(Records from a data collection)

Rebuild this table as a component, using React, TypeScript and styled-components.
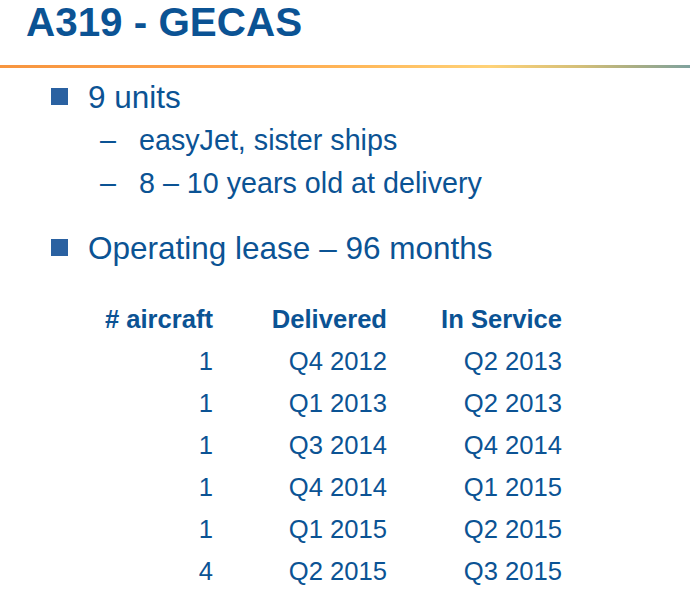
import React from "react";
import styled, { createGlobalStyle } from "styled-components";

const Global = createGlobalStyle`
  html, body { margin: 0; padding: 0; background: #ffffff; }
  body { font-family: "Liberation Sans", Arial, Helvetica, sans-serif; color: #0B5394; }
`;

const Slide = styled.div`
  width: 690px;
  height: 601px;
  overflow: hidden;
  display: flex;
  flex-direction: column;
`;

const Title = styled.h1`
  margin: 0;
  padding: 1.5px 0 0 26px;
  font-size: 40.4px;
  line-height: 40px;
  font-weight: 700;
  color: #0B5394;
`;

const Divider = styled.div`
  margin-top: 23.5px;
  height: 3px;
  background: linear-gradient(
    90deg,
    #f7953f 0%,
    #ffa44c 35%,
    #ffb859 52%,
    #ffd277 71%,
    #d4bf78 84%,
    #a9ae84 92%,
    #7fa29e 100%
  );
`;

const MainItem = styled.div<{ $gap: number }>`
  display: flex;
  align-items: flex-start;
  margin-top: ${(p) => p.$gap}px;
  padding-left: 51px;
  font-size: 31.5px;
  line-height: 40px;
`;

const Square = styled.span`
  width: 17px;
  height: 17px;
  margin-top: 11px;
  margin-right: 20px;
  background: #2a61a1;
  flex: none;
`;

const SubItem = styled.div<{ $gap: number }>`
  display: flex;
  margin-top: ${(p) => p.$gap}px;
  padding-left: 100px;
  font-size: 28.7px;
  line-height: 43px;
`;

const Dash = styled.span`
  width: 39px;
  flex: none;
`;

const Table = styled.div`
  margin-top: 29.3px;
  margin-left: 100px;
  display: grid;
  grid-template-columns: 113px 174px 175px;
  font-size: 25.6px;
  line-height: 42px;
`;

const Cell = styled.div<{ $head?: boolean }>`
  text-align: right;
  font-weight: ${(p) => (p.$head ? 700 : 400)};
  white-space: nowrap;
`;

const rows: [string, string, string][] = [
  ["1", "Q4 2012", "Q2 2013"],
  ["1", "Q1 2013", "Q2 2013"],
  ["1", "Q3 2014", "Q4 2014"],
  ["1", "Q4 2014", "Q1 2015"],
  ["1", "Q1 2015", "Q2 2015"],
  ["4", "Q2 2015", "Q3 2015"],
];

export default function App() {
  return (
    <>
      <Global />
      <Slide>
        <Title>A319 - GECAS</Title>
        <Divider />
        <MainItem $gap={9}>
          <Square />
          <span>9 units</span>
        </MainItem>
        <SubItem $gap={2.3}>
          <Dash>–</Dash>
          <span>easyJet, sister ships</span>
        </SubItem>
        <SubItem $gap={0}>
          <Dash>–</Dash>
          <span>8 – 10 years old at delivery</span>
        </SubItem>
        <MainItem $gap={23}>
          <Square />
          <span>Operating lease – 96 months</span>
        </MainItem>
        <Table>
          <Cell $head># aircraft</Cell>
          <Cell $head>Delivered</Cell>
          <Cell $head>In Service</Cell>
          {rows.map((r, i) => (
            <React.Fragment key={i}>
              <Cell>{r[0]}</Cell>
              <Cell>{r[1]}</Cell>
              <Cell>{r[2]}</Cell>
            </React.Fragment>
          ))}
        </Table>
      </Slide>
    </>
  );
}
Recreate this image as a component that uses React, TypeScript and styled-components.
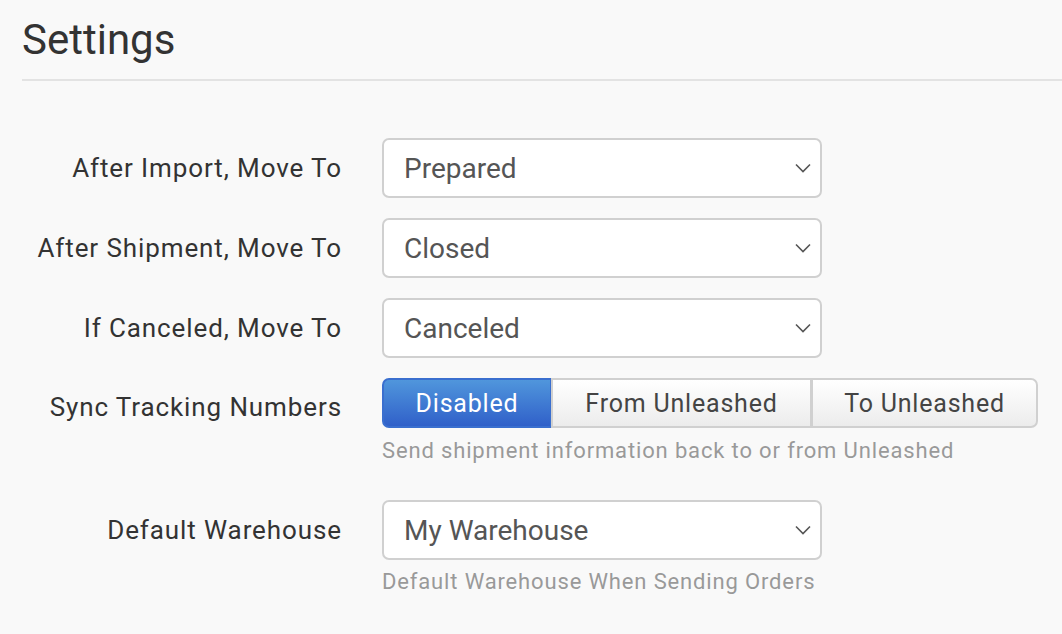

WHAT THIS TASK INVOLVES —
Make an exact copy of all entries above, dropping the images.

SOLUTION TO THIS EXERCISE —
Rebuild this table as a component, using React, TypeScript and styled-components.
import React from "react";
import styled, { createGlobalStyle } from "styled-components";

const Global = createGlobalStyle`
  html, body { margin: 0; padding: 0; background: #ffffff; }
  body { font-family: "Liberation Sans", Arial, Helvetica, sans-serif; color: #0B5394; }
`;

const Slide = styled.div`
  width: 690px;
  height: 601px;
  overflow: hidden;
  display: flex;
  flex-direction: column;
`;

const Title = styled.h1`
  margin: 0;
  padding: 1.5px 0 0 26px;
  font-size: 40.4px;
  line-height: 40px;
  font-weight: 700;
  color: #0B5394;
`;

const Divider = styled.div`
  margin-top: 23.5px;
  height: 3px;
  background: linear-gradient(
    90deg,
    #f7953f 0%,
    #ffa44c 35%,
    #ffb859 52%,
    #ffd277 71%,
    #d4bf78 84%,
    #a9ae84 92%,
    #7fa29e 100%
  );
`;

const MainItem = styled.div<{ $gap: number }>`
  display: flex;
  align-items: flex-start;
  margin-top: ${(p) => p.$gap}px;
  padding-left: 51px;
  font-size: 31.5px;
  line-height: 40px;
`;

const Square = styled.span`
  width: 17px;
  height: 17px;
  margin-top: 11px;
  margin-right: 20px;
  background: #2a61a1;
  flex: none;
`;

const SubItem = styled.div<{ $gap: number }>`
  display: flex;
  margin-top: ${(p) => p.$gap}px;
  padding-left: 100px;
  font-size: 28.7px;
  line-height: 43px;
`;

const Dash = styled.span`
  width: 39px;
  flex: none;
`;

const Table = styled.div`
  margin-top: 29.3px;
  margin-left: 100px;
  display: grid;
  grid-template-columns: 113px 174px 175px;
  font-size: 25.6px;
  line-height: 42px;
`;

const Cell = styled.div<{ $head?: boolean }>`
  text-align: right;
  font-weight: ${(p) => (p.$head ? 700 : 400)};
  white-space: nowrap;
`;

const rows: [string, string, string][] = [
  ["1", "Q4 2012", "Q2 2013"],
  ["1", "Q1 2013", "Q2 2013"],
  ["1", "Q3 2014", "Q4 2014"],
  ["1", "Q4 2014", "Q1 2015"],
  ["1", "Q1 2015", "Q2 2015"],
  ["4", "Q2 2015", "Q3 2015"],
];

export default function App() {
  return (
    <>
      <Global />
      <Slide>
        <Title>A319 - GECAS</Title>
        <Divider />
        <MainItem $gap={9}>
          <Square />
          <span>9 units</span>
        </MainItem>
        <SubItem $gap={2.3}>
          <Dash>–</Dash>
          <span>easyJet, sister ships</span>
        </SubItem>
        <SubItem $gap={0}>
          <Dash>–</Dash>
          <span>8 – 10 years old at delivery</span>
        </SubItem>
        <MainItem $gap={23}>
          <Square />
          <span>Operating lease – 96 months</span>
        </MainItem>
        <Table>
          <Cell $head># aircraft</Cell>
          <Cell $head>Delivered</Cell>
          <Cell $head>In Service</Cell>
          {rows.map((r, i) => (
            <React.Fragment key={i}>
              <Cell>{r[0]}</Cell>
              <Cell>{r[1]}</Cell>
              <Cell>{r[2]}</Cell>
            </React.Fragment>
          ))}
        </Table>
      </Slide>
    </>
  );
}
Recreate this image as a component that uses React, TypeScript and styled-components.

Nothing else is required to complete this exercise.